Pía, a sus indefinibles cuarenta y tantos años, con la falda negra hasta media pantorrilla y las medias grises algo arrugadas, se ve aún mayor de lo que es. Luce un abriguito café, descosido de la manga derecha. Pero en la mano, envuelto en un paliacate descolorido, encierra -temblorosa- el hallazgo premonitorio que hizo al atravesar la plaza del pueblo. Espera con ansias, en la puerta lateral de la casona curial, a que Eubolia le abra la puerta para ver a Monseñor.
- ¡Otra vez tú, Pía! ¿No sabes que a Monseñor le molestan las visitas insperadas?
- Pero, si me anuncio no me recibe, Eubolia.- Pásale... Aunque tengo órdenes de no dejar entrar a naiden, le diré a Monseñor que te metiste a fuerza.
- Gracias Eubolia. ¡Que el Santísimo te bendiga!
Pía entra desconfiada, como si fuera la primera vez, en el amplio corredor adoquinado que conduce a las estancias privadas del obispo. Encogida, como tullida sin serlo, se dispone a esperar las horas que sean, con tal de poder besar el anillo de su eminencia.
Piensa que esta vez es diferente.

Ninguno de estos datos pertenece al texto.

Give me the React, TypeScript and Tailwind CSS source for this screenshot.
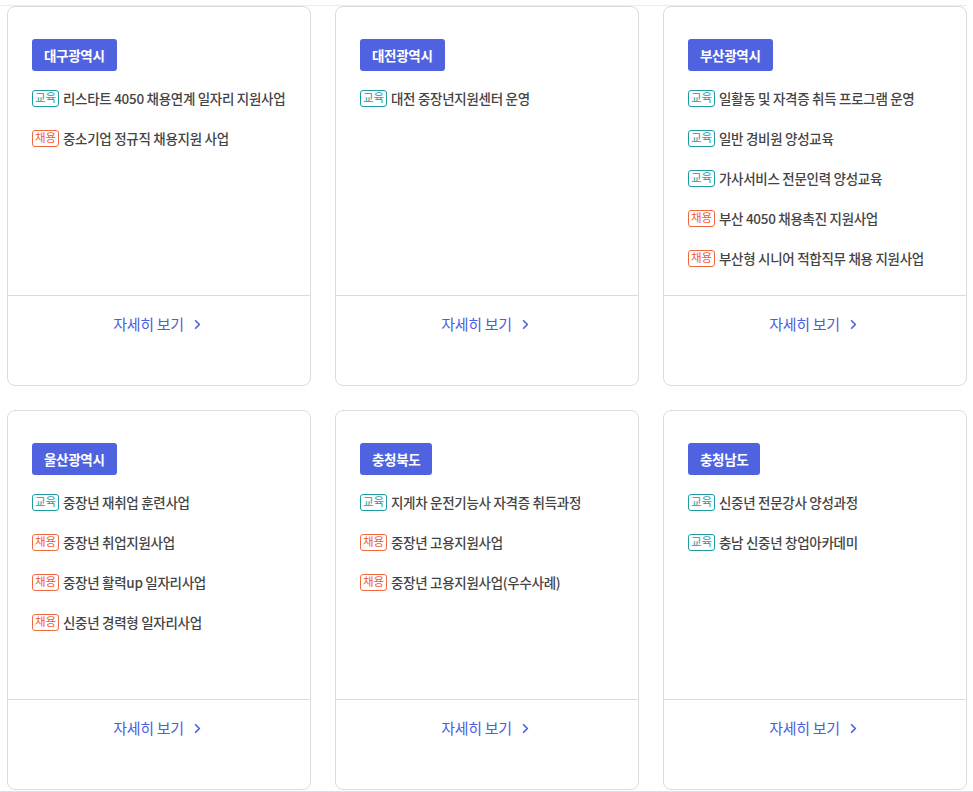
import { ChevronRight } from "lucide-react"

type Item = { kind: "edu" | "job"; text: string }
type Region = { name: string; items: Item[] }

const REGIONS: Region[] = [
  {
    name: "대구광역시",
    items: [
      { kind: "edu", text: "리스타트 4050 채용연계 일자리 지원사업" },
      { kind: "job", text: "중소기업 정규직 채용지원 사업" },
    ],
  },
  {
    name: "대전광역시",
    items: [{ kind: "edu", text: "대전 중장년지원센터 운영" }],
  },
  {
    name: "부산광역시",
    items: [
      { kind: "edu", text: "일활동 및 자격증 취득 프로그램 운영" },
      { kind: "edu", text: "일반 경비원 양성교육" },
      { kind: "edu", text: "가사서비스 전문인력 양성교육" },
      { kind: "job", text: "부산 4050 채용촉진 지원사업" },
      { kind: "job", text: "부산형 시니어 적합직무 채용 지원사업" },
    ],
  },
  {
    name: "울산광역시",
    items: [
      { kind: "edu", text: "중장년 재취업 훈련사업" },
      { kind: "job", text: "중장년 취업지원사업" },
      { kind: "job", text: "중장년 활력up 일자리사업" },
      { kind: "job", text: "신중년 경력형 일자리사업" },
    ],
  },
  {
    name: "충청북도",
    items: [
      { kind: "edu", text: "지게차 운전기능사 자격증 취득과정" },
      { kind: "job", text: "중장년 고용지원사업" },
      { kind: "job", text: "중장년 고용지원사업(우수사례)" },
    ],
  },
  {
    name: "충청남도",
    items: [
      { kind: "edu", text: "신중년 전문강사 양성과정" },
      { kind: "edu", text: "충남 신중년 창업아카데미" },
    ],
  },
]

function Tag({ kind }: { kind: Item["kind"] }) {
  if (kind === "edu") {
    return (
      <span className="inline-flex h-[17px] w-[27px] shrink-0 items-center justify-center rounded-[3px] border border-[#1e9aa5] text-[11.5px] leading-none text-[#1e9aa5]">
        교육
      </span>
    )
  }
  return (
    <span className="inline-flex h-[17px] w-[27px] shrink-0 items-center justify-center rounded-[3px] border border-[#f06a3e] text-[11.5px] leading-none text-[#ef5a3a]">
      채용
    </span>
  )
}

function RegionCard({ region }: { region: Region }) {
  return (
    <div className="flex h-[380px] flex-col rounded-[8px] border border-[#dcdcdc] bg-white">
      <div className="h-[288px] px-6 pt-8">
        <div className="inline-flex h-8 items-center rounded-[3px] bg-[#4f63e1] px-3 text-[13.5px] font-bold tracking-[-0.3px] text-white">
          {region.name}
        </div>
        <ul className="mt-[17px] flex flex-col gap-5">
          {region.items.map((item) => (
            <li key={item.text} className="flex h-5 items-center gap-1 whitespace-nowrap">
              <Tag kind={item.kind} />
              <span className="text-[13.5px] font-medium tracking-[-0.3px] text-[#444]">{item.text}</span>
            </li>
          ))}
        </ul>
      </div>
      <div className="flex flex-1 justify-center border-t border-[#dcdcdc] pt-[18px]">
        <a className="flex h-5 items-center gap-[6px] text-[15px] tracking-[-0.3px] text-[#4a60e0]">
          자세히 보기
          <ChevronRight size={15} strokeWidth={2.75} />
        </a>
      </div>
    </div>
  )
}

export default function App() {
  return (
    <div
      className="h-[792px] overflow-hidden bg-white pt-[5px]"
      style={{ fontFamily: '"Noto Sans CJK KR", "Noto Sans", sans-serif' }}
    >
      <div className="mr-[6px] h-px bg-[#ececec]" />
      <div className="grid grid-cols-[304px_304px_304px] gap-6 pl-[7px]">
        {REGIONS.map((r) => (
          <RegionCard key={r.name} region={r} />
        ))}
      </div>
      <div className="mt-px h-px bg-[#d9e1e8]" />
    </div>
  )
}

Ya se ha cansado de esperar el milagro que tanto aguarda de San Antonio y de Todos los Santos. Requiere una explicación urgente. El muchacho de los ojos grandes y los brazos fuertes. El de la frente sudorosa que huele a limón y a canela en rama. El de los rizos negros y brillantes. En suma, el repartidor de los botellones de agua purificada ya no la mira como antes. Lejos de arrodillarse en la salita para pedirle gentilmente su mano, arroja displicentemente el producto, cobra y se va. ¿Y la invitación a salir a tomar un helado?¿Y el anillo? ¿Y la fecha de la boda? ¡Vamos! ¿Para cuándo?
De nada sirvió que le pusiera una doble dotación de velas a Santa Marta. Tampoco que volteara al San Antonio que tiene en el pequeño altar de su recámara. Ni el velo que le bordó con tanta dedicación a la Virgen Santísima, mientras le pedía que intercediera ante Nuestro Señor y que el muchacho la pidiera en matrimonio. ¿Entonces, qué? ¿De qué sirve creer? ¿Para qué tantos años de ir a misa y confesarse? ¿Qué espera Dios para hacerle justicia? Para darle lo que quiere. Más aún, lo que necesita...

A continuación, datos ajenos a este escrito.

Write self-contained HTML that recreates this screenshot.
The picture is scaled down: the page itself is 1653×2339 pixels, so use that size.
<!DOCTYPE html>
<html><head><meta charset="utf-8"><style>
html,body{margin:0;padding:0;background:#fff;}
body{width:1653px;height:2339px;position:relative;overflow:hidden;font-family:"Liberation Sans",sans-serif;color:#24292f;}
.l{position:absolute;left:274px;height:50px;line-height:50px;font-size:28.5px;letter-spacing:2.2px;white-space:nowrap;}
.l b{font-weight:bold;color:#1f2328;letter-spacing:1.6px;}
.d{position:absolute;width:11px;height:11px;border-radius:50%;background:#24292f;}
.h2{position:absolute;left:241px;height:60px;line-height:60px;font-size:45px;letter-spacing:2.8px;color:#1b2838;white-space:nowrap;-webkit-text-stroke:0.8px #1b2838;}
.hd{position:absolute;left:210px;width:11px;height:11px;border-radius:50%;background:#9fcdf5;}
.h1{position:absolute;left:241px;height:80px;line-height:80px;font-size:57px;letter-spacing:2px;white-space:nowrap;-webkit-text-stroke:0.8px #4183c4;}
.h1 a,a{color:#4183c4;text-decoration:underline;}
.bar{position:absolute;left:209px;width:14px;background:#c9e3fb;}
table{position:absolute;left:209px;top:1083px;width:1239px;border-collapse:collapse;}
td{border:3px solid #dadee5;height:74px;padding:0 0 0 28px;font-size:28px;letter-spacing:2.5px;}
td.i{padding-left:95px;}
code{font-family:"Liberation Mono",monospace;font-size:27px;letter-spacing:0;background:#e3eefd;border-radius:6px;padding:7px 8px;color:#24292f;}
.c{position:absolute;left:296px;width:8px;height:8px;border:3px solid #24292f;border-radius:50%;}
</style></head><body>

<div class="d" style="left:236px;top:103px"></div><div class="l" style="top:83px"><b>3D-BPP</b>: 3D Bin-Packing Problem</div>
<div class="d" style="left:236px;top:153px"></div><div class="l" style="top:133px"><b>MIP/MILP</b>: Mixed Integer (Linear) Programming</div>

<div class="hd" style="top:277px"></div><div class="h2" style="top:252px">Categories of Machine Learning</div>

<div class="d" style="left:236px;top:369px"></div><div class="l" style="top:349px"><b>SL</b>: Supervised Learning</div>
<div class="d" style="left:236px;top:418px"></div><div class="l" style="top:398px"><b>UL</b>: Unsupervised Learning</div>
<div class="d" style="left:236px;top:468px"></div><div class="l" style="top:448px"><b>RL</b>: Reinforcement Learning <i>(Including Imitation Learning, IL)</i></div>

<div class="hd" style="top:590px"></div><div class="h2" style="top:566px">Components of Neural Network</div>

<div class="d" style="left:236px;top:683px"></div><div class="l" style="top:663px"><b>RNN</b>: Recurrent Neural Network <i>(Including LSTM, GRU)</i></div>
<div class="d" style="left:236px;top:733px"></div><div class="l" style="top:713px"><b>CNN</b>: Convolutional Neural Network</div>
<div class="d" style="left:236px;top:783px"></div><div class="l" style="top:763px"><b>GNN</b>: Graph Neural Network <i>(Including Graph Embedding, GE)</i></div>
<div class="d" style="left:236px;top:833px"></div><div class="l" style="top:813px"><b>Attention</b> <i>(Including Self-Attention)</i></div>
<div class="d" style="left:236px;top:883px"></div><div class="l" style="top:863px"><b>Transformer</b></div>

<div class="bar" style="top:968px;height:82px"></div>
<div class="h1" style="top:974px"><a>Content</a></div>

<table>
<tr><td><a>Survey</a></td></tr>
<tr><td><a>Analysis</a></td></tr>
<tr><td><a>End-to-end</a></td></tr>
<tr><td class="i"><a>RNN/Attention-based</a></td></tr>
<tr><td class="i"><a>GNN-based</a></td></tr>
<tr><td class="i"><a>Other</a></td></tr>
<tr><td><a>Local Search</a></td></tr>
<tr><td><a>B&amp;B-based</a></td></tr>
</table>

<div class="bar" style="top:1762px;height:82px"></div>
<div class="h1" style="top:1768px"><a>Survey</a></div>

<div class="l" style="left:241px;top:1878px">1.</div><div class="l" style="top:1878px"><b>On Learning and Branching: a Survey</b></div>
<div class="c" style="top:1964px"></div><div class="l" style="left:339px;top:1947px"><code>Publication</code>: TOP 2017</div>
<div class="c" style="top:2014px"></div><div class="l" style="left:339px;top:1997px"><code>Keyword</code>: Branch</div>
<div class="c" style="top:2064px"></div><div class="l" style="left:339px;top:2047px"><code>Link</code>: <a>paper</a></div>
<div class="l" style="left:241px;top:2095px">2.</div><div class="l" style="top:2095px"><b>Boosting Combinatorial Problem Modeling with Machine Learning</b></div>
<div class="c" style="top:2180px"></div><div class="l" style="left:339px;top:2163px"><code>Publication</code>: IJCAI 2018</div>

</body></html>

Monseñor se hace esperar. Eubolia, impaciente, regresa a sus tareas domésticas. Aún debe planchar al vapor las casullas y los manteles bordados. Tiene que preparar el chocolate y las frituras dulces.

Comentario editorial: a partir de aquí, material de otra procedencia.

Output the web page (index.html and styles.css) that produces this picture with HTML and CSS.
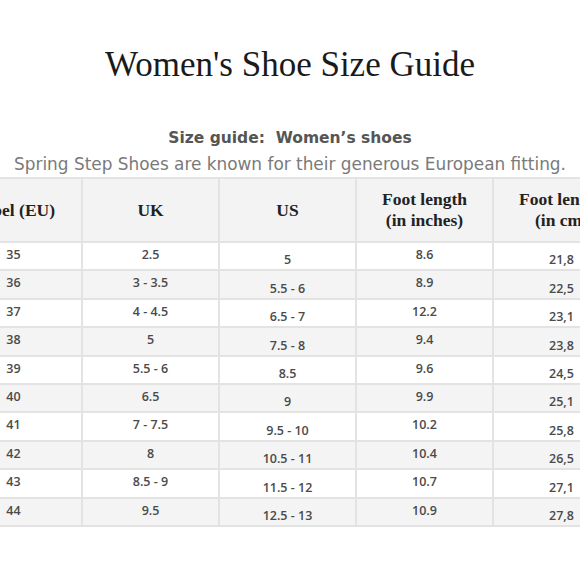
FILE: index.html
```html
<!DOCTYPE html>
<html>
<head>
<meta charset="utf-8">
<link rel="stylesheet" href="styles.css">
</head>
<body>
<div class="page">
  <h1 class="title">Women's Shoe Size Guide</h1>
  <p class="sub">Size guide:&nbsp; Women’s shoes</p>
  <p class="note">Spring Step Shoes are known for their generous European fitting.</p>
  <table class="sizes">
    <thead>
      <tr><th>Label (EU)</th><th>UK</th><th>US</th><th>Foot length<br>(in inches)</th><th>Foot length<br>(in cm)</th></tr>
    </thead>
    <tbody>
      <tr><td class="eu">35</td><td class="uk">2.5</td><td class="us">5</td><td class="in">8.6</td><td class="cm">21,8</td></tr>
      <tr><td class="eu">36</td><td class="uk">3 - 3.5</td><td class="us">5.5 - 6</td><td class="in">8.9</td><td class="cm">22,5</td></tr>
      <tr><td class="eu">37</td><td class="uk">4 - 4.5</td><td class="us">6.5 - 7</td><td class="in">12.2</td><td class="cm">23,1</td></tr>
      <tr><td class="eu">38</td><td class="uk">5</td><td class="us">7.5 - 8</td><td class="in">9.4</td><td class="cm">23,8</td></tr>
      <tr><td class="eu">39</td><td class="uk">5.5 - 6</td><td class="us">8.5</td><td class="in">9.6</td><td class="cm">24,5</td></tr>
      <tr><td class="eu">40</td><td class="uk">6.5</td><td class="us">9</td><td class="in">9.9</td><td class="cm">25,1</td></tr>
      <tr><td class="eu">41</td><td class="uk">7 - 7.5</td><td class="us">9.5 - 10</td><td class="in">10.2</td><td class="cm">25,8</td></tr>
      <tr><td class="eu">42</td><td class="uk">8</td><td class="us">10.5 - 11</td><td class="in">10.4</td><td class="cm">26,5</td></tr>
      <tr><td class="eu">43</td><td class="uk">8.5 - 9</td><td class="us">11.5 - 12</td><td class="in">10.7</td><td class="cm">27,1</td></tr>
      <tr><td class="eu">44</td><td class="uk">9.5</td><td class="us">12.5 - 13</td><td class="in">10.9</td><td class="cm">27,8</td></tr>
    </tbody>
  </table>
</div>
</body>
</html>
```
FILE: styles.css
```css
html, body {
  margin: 0;
  padding: 0;
  background: #fff;
}
body {
  width: 580px;
  height: 580px;
  overflow: hidden;
}
.page {
  padding-top: 44px;
}
.title {
  margin: 0;
  text-align: center;
  font-family: "Liberation Serif", serif;
  font-weight: normal;
  font-size: 35px;
  line-height: 42px;
  color: #1a1a1a;
}
.sub {
  margin: 42px 0 0;
  text-align: center;
  font-family: "DejaVu Sans", sans-serif;
  font-weight: 700;
  font-size: 15.5px;
  line-height: 20px;
  color: #555;
}
.note {
  margin: 6px 0 0;
  text-align: center;
  font-family: "DejaVu Sans", sans-serif;
  font-size: 16.9px;
  line-height: 20px;
  color: #7a7a7a;
  white-space: nowrap;
}
.sizes {
  width: 687px;
  margin: 3px 0 0 -56px;
  border-collapse: collapse;
  table-layout: fixed;
}
.sizes th, .sizes td {
  border: 2px solid #e3e3e3;
  text-align: center;
  padding: 0;
}
.sizes th {
  height: 62px;
  background: #f3f3f3;
  font-family: "Liberation Serif", serif;
  font-weight: 700;
  font-size: 17.5px;
  line-height: 21px;
  color: #222;
}
.sizes td {
  height: 22.4px;
  font-family: "Open Sans", sans-serif;
  font-weight: 600;
  font-size: 12.5px;
  line-height: 16px;
  color: #4a4a4a;
}
.sizes tbody tr:nth-child(even) td {
  background: #f4f4f4;
}
.sizes td.eu, .sizes td.uk, .sizes td.in {
  vertical-align: top;
  padding-top: 4px;
}
.sizes td.us, .sizes td.cm {
  vertical-align: bottom;
  padding-bottom: 1px;
}
```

-¡Cuánto trabajo, Dios mío! (encima esta pesada de Pía que me quita el tiempo).
-Eubolia, no se preocupe por mí, paso un momento a la capilla a rezar en lo que llega Monseñor.
-Está bien, m'hija. Vete con Dios, pues.
Pía atraviesa con paso firme el patio y se desliza en la capilla privada que se halla en penumbras. De pronto, como iluminada por una nueva esperanza, le surge una idea descabellada. Toma una custodia vacía, de un altar lateral, y la esconde entre sus ropas. Hace como que reza y vuelve en busca de Eubolia.
-Ya me voy... T'oy cansada. Además Monseñor ya se retrasó demasiado.
-Sí m'hija. De seguro anda ocupado. Ya ves que llegaron dos nuevos seminaristas que lo traen bien distraído al pobre.
-T'a bien Eubolia. Nos vemos un día de estos.
No le alcanzan los pies para regresar a casa. Entra casi corriendo y se dirige a su recámara. Con mano presurosa, en un gesto violento, arroja al suelo todas las imágenes que tiene en el altar. Sonríe levemente. ¡Cuándo se hubiera atrevido a hacer eso! Pero ahora está decidida. Si Dios Nuestro Señor, el Verbo Encarnado y todos los Santos Celestiales le negaron el milagro, ésta será su venganza. Se pasará al bando contrario de la guerra universal.
Saca la custodia de su encierro. La abre con cuidado y despliega el contenido de su pañuelo. En el lugar de la Sagrada Forma, tras el vidrio, instala el condón que halló a media plaza. Pone la custodia en el altar y se arrodilla en adoración.
-¡Ahora verán, cabrones! ¡Ya sabrán quién es Pía! ¡De qué madera está hecha esta mujer, jijos de la chingada!